また、鉄道会社のJR西日本・JR九州・JR四国や、複数のホテルを運営する星野リゾート・藤田観光・共立メンテナンスや、羽田エアポートガーデンなどが出展をしており、コンシューマへの直接的なアプローチが有効と考えているのかもしれない。 
鹿児島では、離島「しま旅」のPR・販売を

 

ビザ解禁で始まる中国旅行、タイ人のリピート客を獲得できるのか

今回、国として出展した「中国ブース」の中では、タイの旅行会社が中国旅行の商品販売を開始していた。3月からのタイ中国の相互ビザ解禁の動きを受けたものだ。募集型の団体旅行販売が中心であるが、「まだ見ぬ中国大陸」への旅行商品は魅力的に見える。商品を扱うタイの旅行会社によると売れ行きは好調であるという。今後の動向に注目である。

▲大手旅行会社で販売されている中国の観光旅行 4日間1万~3万B(約4万円~12万円)と訪日旅行より安い価格帯である。

 

TITF会場で販売された人気の商品は?

訪日観光は、個人旅行が7割以上といわれており、宿泊施設に加え、航空券や二次交通となる鉄道などの商品が多く販売されていた。
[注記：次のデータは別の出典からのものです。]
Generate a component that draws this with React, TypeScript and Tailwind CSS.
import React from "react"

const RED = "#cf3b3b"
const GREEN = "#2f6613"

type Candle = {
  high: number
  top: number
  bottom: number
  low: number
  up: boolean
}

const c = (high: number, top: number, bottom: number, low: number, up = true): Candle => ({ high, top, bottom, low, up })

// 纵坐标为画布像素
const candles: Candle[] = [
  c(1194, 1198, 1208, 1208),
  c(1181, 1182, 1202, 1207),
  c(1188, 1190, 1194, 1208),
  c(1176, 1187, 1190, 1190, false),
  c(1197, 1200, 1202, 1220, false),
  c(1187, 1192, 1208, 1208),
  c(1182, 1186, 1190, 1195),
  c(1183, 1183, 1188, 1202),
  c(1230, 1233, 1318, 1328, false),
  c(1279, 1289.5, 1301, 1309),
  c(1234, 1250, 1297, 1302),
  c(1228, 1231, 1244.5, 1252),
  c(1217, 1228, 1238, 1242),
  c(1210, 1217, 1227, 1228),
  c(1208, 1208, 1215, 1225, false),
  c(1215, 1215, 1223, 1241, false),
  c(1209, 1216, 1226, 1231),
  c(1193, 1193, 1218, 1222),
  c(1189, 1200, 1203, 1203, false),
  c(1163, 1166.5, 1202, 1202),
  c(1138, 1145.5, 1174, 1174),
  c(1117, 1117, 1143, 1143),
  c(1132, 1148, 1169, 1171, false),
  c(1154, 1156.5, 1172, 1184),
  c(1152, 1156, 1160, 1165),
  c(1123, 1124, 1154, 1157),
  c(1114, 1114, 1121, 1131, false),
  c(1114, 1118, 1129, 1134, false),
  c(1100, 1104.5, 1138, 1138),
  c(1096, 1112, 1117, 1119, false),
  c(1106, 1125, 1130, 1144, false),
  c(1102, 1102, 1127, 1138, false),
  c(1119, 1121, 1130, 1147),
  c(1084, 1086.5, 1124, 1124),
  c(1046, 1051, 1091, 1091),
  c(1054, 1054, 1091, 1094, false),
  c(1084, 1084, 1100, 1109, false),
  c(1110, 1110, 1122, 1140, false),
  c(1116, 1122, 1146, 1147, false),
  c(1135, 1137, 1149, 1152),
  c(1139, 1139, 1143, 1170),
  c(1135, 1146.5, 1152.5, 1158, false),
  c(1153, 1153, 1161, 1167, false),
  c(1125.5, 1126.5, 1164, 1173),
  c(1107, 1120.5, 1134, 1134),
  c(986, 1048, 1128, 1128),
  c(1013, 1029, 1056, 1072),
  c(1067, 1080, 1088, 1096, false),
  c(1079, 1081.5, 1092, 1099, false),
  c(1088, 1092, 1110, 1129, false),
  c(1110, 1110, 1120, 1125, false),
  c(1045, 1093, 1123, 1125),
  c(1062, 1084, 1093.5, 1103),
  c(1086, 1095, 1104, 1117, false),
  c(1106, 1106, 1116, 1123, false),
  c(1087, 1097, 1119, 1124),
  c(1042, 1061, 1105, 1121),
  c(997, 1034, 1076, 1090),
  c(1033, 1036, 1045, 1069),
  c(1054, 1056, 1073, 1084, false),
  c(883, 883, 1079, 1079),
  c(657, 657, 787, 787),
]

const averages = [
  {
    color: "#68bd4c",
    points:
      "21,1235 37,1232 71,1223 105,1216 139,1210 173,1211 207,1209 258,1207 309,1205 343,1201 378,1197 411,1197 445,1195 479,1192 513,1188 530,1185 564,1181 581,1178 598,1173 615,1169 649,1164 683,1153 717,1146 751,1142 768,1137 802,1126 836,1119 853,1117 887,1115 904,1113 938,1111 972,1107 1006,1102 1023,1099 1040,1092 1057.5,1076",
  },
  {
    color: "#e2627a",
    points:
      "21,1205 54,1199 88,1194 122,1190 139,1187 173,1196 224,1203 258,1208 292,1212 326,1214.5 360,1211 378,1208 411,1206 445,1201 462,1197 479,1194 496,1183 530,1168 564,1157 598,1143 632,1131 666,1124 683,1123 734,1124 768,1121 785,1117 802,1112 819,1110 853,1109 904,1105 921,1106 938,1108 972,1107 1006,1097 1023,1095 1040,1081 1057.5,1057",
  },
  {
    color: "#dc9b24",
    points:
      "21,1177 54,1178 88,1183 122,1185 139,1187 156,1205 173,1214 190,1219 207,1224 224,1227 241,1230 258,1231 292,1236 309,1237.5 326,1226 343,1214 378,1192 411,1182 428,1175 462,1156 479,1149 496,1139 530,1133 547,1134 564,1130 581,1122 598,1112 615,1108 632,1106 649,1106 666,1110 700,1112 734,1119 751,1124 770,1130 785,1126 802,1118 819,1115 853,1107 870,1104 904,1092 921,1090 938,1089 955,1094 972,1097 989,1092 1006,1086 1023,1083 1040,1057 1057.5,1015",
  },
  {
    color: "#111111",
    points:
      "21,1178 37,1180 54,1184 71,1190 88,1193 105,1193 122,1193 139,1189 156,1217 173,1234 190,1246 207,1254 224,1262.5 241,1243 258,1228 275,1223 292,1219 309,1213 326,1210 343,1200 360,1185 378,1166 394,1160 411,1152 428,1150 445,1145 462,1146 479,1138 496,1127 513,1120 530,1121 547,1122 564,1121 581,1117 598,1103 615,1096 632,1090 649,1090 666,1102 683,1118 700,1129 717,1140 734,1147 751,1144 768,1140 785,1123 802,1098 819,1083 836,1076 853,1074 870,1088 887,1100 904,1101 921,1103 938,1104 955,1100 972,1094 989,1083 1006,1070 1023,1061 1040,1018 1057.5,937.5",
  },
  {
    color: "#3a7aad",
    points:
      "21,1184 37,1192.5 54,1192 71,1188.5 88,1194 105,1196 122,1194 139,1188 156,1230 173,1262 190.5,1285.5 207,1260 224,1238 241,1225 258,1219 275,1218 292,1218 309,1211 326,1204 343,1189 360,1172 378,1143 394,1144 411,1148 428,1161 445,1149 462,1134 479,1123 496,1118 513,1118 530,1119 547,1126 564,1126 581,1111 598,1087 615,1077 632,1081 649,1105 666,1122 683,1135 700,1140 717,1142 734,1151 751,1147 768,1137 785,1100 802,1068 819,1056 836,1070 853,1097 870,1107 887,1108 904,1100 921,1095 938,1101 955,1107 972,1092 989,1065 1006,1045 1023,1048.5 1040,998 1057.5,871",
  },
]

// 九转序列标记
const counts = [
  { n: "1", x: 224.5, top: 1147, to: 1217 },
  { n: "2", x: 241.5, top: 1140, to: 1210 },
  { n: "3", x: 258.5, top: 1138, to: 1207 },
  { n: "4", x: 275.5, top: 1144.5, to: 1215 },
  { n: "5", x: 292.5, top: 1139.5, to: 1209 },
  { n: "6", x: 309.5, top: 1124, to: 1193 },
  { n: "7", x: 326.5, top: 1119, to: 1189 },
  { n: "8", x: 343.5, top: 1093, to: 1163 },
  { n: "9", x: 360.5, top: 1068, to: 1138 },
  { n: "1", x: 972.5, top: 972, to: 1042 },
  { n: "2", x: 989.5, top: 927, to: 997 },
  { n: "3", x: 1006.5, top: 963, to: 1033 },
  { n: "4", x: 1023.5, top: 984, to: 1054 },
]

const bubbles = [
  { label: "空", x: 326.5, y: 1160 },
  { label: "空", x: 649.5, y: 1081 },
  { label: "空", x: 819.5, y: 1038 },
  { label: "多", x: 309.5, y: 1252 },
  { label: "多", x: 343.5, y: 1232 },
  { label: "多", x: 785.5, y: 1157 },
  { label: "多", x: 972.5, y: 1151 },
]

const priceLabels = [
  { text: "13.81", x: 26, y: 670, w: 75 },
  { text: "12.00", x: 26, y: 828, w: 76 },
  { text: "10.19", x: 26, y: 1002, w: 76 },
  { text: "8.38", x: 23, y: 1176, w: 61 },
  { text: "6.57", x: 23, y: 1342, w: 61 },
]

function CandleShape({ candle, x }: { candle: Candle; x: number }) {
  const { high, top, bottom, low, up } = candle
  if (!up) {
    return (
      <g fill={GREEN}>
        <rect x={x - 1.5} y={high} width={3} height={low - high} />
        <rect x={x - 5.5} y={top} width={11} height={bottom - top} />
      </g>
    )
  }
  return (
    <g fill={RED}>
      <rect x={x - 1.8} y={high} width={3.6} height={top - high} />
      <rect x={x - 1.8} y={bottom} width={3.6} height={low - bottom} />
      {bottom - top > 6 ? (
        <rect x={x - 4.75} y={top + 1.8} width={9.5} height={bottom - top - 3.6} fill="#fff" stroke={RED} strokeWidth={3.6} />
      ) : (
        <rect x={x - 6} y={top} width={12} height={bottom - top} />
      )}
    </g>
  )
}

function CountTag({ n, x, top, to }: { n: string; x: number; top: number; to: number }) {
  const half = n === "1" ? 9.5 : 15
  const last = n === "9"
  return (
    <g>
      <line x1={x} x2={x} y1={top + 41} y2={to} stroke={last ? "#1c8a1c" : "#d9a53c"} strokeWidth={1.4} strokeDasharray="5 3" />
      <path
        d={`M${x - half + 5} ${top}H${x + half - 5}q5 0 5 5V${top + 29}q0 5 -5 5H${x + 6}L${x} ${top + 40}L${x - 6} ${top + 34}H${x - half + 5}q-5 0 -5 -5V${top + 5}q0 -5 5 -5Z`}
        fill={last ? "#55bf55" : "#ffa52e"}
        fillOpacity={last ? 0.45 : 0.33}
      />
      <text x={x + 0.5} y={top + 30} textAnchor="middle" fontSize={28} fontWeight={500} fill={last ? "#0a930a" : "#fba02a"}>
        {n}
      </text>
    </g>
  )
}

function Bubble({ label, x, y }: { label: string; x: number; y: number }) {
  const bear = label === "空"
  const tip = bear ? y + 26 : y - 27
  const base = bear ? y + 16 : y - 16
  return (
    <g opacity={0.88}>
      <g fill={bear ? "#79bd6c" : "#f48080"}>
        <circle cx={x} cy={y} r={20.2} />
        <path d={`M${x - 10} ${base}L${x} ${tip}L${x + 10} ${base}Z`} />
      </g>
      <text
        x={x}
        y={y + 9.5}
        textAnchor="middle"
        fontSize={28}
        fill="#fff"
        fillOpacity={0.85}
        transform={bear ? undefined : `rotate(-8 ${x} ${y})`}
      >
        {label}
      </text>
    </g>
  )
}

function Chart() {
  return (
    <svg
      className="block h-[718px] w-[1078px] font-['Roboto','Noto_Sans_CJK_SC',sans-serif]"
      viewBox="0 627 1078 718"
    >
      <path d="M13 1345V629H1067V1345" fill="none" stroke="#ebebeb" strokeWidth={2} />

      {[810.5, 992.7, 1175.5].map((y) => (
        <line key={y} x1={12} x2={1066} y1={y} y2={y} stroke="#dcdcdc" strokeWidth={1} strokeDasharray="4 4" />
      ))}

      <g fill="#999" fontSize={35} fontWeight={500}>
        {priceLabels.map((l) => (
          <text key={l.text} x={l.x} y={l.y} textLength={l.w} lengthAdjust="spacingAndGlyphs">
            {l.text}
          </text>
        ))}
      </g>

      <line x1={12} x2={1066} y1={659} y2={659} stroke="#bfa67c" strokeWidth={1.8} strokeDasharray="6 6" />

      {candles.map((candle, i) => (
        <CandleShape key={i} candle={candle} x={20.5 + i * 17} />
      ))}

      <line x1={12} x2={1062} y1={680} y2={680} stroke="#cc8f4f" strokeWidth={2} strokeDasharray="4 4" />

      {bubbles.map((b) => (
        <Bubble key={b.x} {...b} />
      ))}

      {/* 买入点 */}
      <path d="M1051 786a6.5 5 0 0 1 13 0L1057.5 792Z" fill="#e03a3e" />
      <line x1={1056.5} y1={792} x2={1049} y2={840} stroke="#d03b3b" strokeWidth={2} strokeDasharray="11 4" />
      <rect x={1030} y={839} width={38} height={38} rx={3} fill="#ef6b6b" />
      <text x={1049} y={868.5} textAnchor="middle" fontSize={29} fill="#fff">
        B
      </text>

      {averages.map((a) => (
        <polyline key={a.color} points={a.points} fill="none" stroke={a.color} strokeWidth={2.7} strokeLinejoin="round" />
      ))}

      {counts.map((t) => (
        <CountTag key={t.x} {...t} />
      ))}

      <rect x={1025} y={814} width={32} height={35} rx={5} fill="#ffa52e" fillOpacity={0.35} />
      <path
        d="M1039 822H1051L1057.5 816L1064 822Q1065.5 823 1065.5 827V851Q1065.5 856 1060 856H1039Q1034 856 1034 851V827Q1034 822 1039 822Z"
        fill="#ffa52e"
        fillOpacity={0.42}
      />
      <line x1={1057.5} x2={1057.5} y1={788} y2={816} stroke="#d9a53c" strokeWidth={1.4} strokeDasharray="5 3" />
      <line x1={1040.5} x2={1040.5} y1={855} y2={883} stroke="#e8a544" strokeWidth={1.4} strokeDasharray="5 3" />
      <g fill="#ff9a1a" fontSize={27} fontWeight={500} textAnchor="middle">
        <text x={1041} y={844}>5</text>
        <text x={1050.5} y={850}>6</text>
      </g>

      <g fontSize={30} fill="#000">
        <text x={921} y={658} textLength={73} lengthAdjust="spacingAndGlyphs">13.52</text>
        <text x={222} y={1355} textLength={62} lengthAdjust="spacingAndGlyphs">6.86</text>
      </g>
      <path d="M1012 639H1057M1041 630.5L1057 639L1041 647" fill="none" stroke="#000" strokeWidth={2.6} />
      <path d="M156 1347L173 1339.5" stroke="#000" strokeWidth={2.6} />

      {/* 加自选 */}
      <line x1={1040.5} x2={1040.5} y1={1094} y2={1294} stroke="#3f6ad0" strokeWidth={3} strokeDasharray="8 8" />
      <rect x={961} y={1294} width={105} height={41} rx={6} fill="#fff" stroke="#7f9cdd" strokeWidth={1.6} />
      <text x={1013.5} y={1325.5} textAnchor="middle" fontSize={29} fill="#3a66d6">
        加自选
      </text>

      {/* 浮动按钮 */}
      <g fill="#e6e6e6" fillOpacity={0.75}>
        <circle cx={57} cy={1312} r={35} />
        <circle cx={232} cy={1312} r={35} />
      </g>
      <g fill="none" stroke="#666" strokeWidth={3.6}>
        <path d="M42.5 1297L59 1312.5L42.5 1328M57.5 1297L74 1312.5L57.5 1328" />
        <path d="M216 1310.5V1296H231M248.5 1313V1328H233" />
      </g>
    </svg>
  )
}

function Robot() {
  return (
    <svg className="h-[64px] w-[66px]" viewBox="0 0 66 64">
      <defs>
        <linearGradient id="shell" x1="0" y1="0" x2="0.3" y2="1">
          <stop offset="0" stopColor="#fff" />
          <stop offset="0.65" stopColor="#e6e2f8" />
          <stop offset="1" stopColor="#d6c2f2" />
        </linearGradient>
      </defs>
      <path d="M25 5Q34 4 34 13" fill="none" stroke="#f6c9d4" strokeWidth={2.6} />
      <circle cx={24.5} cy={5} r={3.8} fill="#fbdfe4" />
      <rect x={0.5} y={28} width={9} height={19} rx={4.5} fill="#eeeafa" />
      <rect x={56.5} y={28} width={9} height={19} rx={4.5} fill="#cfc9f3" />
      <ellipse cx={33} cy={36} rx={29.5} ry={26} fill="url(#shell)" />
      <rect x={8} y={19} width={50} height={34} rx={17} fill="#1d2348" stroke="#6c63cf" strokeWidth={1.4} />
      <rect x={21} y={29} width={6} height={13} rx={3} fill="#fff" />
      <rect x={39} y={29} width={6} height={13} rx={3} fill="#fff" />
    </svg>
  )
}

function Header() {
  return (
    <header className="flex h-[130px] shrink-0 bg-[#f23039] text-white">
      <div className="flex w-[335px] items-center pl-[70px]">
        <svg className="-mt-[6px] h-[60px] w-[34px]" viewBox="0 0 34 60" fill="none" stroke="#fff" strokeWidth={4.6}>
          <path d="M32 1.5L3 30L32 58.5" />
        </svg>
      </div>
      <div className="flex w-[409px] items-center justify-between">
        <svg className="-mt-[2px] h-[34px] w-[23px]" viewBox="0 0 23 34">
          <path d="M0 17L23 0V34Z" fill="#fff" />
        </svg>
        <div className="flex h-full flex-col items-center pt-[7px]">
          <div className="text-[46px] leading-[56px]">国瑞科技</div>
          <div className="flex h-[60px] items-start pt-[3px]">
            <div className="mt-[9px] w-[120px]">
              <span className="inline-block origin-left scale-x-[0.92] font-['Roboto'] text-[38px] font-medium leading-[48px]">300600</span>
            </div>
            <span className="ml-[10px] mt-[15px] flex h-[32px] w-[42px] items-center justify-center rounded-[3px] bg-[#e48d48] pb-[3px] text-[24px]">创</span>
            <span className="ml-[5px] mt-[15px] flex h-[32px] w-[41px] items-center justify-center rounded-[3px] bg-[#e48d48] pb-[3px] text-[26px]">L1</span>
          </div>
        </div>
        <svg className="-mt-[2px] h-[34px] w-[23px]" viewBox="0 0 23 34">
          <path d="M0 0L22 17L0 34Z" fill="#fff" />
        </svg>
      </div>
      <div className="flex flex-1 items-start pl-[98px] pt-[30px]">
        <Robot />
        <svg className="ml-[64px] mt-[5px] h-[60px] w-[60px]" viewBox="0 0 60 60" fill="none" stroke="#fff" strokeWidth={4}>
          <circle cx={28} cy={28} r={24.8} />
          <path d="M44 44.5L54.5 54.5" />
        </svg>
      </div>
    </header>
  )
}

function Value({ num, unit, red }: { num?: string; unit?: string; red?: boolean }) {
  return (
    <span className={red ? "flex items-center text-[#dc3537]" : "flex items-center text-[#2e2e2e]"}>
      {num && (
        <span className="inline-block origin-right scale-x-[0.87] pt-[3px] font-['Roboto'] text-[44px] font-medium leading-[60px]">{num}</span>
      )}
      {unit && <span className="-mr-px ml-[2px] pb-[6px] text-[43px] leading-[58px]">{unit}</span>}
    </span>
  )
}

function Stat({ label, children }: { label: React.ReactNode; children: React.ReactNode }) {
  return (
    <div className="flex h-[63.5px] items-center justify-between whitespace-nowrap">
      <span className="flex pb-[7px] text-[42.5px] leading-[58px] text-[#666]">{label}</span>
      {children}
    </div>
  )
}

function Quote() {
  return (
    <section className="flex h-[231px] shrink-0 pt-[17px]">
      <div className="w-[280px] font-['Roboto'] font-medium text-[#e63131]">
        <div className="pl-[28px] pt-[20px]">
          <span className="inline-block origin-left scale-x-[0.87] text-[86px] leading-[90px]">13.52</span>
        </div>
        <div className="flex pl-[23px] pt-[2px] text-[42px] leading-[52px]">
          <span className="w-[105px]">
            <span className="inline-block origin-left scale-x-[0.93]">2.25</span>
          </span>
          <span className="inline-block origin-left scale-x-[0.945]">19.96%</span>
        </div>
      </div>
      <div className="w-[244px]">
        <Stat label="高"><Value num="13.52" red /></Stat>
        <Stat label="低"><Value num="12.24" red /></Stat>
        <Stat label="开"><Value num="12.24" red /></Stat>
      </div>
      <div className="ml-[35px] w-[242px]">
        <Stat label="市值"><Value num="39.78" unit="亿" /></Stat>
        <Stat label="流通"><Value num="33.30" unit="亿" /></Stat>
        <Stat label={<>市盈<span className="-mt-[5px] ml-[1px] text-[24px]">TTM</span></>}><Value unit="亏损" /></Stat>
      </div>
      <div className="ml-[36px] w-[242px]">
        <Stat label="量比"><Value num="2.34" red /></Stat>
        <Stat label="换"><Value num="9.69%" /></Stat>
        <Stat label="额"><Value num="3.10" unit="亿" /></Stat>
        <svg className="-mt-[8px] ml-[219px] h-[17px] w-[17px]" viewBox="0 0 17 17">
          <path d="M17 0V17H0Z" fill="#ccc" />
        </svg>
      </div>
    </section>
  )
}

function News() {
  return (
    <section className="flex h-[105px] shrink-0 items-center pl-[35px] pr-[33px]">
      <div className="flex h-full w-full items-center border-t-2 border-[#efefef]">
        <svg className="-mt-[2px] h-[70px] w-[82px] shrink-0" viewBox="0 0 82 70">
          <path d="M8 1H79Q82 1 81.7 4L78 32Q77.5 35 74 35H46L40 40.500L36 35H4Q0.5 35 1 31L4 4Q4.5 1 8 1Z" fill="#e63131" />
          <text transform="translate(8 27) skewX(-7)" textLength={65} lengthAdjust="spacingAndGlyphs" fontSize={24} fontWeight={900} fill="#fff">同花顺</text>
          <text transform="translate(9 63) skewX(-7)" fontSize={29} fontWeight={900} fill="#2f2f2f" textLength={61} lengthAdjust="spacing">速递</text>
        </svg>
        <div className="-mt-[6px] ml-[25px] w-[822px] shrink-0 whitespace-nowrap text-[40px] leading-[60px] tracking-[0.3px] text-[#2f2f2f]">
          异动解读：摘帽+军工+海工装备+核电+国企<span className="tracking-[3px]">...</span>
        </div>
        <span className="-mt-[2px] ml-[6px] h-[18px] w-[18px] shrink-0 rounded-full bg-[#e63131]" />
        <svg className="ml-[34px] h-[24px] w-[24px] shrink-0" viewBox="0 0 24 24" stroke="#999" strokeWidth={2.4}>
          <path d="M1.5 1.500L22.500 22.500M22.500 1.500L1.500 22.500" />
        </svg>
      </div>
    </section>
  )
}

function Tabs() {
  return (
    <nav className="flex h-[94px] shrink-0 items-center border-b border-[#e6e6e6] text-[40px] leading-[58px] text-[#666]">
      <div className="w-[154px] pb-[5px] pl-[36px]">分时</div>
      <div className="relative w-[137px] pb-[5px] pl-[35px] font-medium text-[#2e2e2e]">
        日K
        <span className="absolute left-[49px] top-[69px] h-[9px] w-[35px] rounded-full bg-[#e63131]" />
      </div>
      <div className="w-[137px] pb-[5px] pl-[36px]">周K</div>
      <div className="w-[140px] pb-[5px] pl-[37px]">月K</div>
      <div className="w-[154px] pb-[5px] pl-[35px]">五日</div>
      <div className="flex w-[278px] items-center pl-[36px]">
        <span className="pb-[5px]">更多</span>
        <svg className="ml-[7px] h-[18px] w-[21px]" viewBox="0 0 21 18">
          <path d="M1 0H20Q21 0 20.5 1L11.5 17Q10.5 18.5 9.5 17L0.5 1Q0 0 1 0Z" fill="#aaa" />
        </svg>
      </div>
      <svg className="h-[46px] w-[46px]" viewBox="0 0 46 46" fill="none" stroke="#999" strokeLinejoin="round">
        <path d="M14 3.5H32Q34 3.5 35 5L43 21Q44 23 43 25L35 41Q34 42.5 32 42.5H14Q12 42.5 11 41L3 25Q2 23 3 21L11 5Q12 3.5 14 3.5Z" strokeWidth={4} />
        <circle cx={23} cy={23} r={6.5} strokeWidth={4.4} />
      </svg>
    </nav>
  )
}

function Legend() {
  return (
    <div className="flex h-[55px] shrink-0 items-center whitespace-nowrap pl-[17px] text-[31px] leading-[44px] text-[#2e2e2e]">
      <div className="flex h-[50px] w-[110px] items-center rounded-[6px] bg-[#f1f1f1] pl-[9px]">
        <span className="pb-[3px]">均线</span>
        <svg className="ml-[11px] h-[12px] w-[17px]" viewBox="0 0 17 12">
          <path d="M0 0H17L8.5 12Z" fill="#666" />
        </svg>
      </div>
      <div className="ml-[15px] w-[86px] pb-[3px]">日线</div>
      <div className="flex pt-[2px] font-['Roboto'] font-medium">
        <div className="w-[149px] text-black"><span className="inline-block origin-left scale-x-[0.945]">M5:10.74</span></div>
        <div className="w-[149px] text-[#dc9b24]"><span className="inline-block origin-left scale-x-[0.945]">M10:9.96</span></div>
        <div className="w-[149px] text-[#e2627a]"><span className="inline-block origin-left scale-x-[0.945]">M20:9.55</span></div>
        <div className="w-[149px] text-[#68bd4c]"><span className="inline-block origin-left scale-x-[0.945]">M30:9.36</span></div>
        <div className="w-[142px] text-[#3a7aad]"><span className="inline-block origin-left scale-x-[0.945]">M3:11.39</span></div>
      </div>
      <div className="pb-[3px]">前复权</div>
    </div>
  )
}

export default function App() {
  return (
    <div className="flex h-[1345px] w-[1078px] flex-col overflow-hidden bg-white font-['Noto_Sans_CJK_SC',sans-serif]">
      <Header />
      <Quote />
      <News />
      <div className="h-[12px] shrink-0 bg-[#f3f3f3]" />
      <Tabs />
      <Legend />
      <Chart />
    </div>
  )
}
▲終日長蛇の列になるHISの販売ブース。JRPASSは個人旅行の必須アイテムである。

また最近人気のベトナムのビーチ「ダナン」「ホイアン」や、日本と同様に情緒がある場所として知られる「台湾」なども個人旅行で訪れる観光地になっている。一方ヨーロッパや中国は、団体旅行が主流の様である。
訪日観光の人気は未だ高いが、まだ知らない国への観光需要はこれからもっと高くなってくるであろう。


▲人気旅行先のひとつ韓国。KPOPパワーはタイを席巻している。

 

回復する日本旅行、2024年は航空路線がカギに

TITFは、FIT個人旅行が成熟してしまった日本にとっては、各地のPRや旅行商品販売の場所として有益なのかという疑問を抱いていた。しかし今回のTITFの回復を見て、世界中の旅行先が紹介され、旅行商品が販売されている状況はかなり嬉しくもあった。また、タイ人が諸外国に旅行しようとしている雰囲気は現場でしか感じられないであろう。


▲募集型団体旅行大手TTNは、桜シーズンの訪日旅行を販売

日本の主要拠点の航空便の復便がカギではあるが、早期回復が実現できた福岡は人気が高くなっている。地方都市のチャーター便も含めて渡航する線が増加すれば、再びピークを迎えていくことになるであろう。旅行者が自分たちにとって日本の日常が素晴らしい「非日常」であることをより実感すれば、地方の文化やライフスタイルさえも魅力的なコンテンツになりえる。

2025年「関西万博」のころには、地方都市に多くの外国人が様々な体験を求めて訪れることを期待したい。


▲JNTOの観光案内ブース。観光に関する問い合わせするタイ人が大勢訪れ、用意したパンフレットが全てなくなった。